I’m sure every mother has thought at least once that her life would make a great sitcom—either that or a good disaster movie. That’s how I felt one particular morning.
I had made hot cereal for breakfast, and my older children had gone to school with contented smiles on their faces. When my two-year-old woke up, I set him on a stool at the kitchen counter, put a bowl of cereal in front of him, and left the room for a few moments. Big mistake.
Some situations are so bad they defy a reaction—this was one of those situations. When I returned I saw that there was cereal on every inch of exposed surface from my son to as far as his spoon could catapult it. I stared in stunned silence. Still, I had to admire his thoroughness. I was amazed at the coverage he had achieved from one small bowl.
My gaze drifted to the clock on the stove. Through clumps of cereal I noticed the time and came to my senses. I had a PTA board meeting in less than an hour. Should I change out of my robe and slippers and hope this was a nightmare I would awaken from, or should I face reality and try to find my kitchen under its new textured coating?
I decided to remove the stuff while there was still a chance. With a withering look at my son—still perched on his stool, his hair spiked with granulated “mousse”—I rolled up my sleeves and slipped and slid to the sink. I retrieved a dishrag and started to clean.
After what seemed an eternity of scrubbing, I could see progress. I looked at my son again and realized that this was the longest he had ever sat in one place in his life. Either he was getting an inordinate amount of pleasure from seeing me work so hard, or he was stuck fast to his seat with ever-hardening cereal.
He didn’t say anything, just looked at me. Then I saw it—something I had never seen before: remorse on the face of a two-year-old.
“Sorry, Mommy.” Big brown eyes glistened with unshed tears.
Why did he have to do that just when I was calm enough to scold him? I glanced at the clock and knew I’d missed my meeting, so with a huff, I rinsed my rag and began to wash him.
When I had him clean enough to touch without getting stuck, I finally picked him up. He immediately slipped his chubby arms around my neck and snuggled into the fuzzy softness of my robe. With a sigh, I sat down and gently stroked his back.
My mind drifted to a dreamy world where the kitchen sparkled, few dishes were ever dirtied, the floor rarely needed to be swept, and cookies stayed in the jar for more than 15 minutes—where bathrooms smelled like pine forests, guest towels weren’t covered with greasy smudges, and the tub wasn’t full of assorted action figures. I pictured beds that were made, floors void of debris, and laundry that stayed in the hamper until wash day. How wonderful! Yet how sad.

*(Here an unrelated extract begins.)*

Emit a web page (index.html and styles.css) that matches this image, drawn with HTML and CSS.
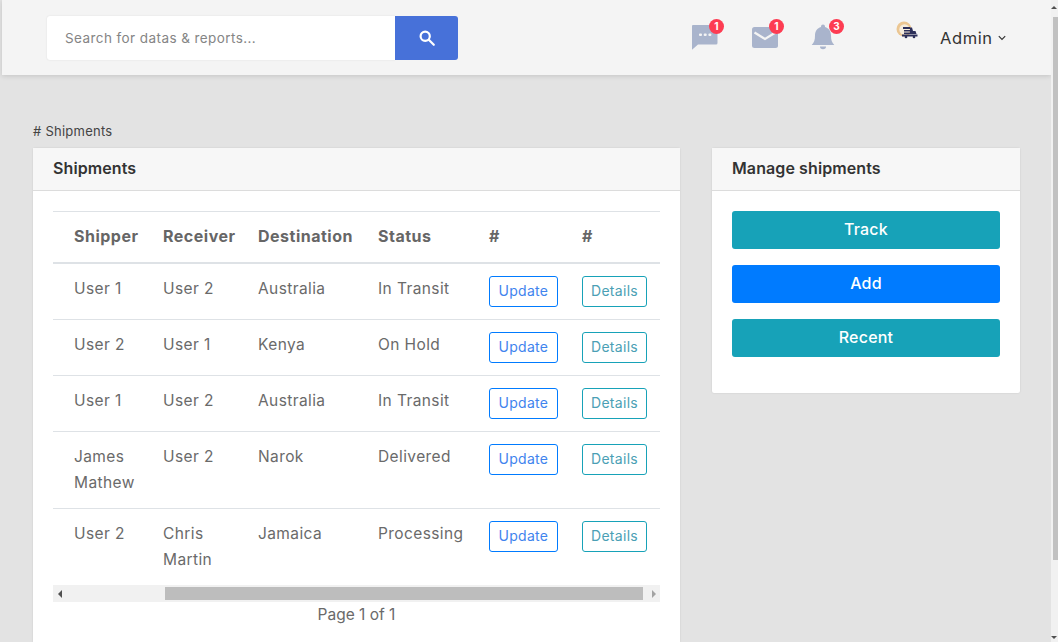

No more little arms thrown around my neck or peanut butter kisses planted firmly on my mouth. No unconditional hugs despite my temper. No Dr. Seuss tongue twisters or eager anticipation as new life nudged through the soil in a paper cup. No more homemade Mother’s Day cards or valentines of red construction paper on white lace doilies. No clay toothpick holders wrapped in newspaper for Christmas. No Santa Claus, trick or treating, or the tooth fairy.
That’s all it took.
Even though it was frustrating to have punch stains on the peach carpet, to constantly blaze trails through toys and dirty socks, and to remove crayon scribbles from the new wallpaper, I realized that these things were insignificant when compared with the magic my children brought into my life. I held my son tighter as I smiled and thanked heaven for messes, for they walk hand in hand with joy.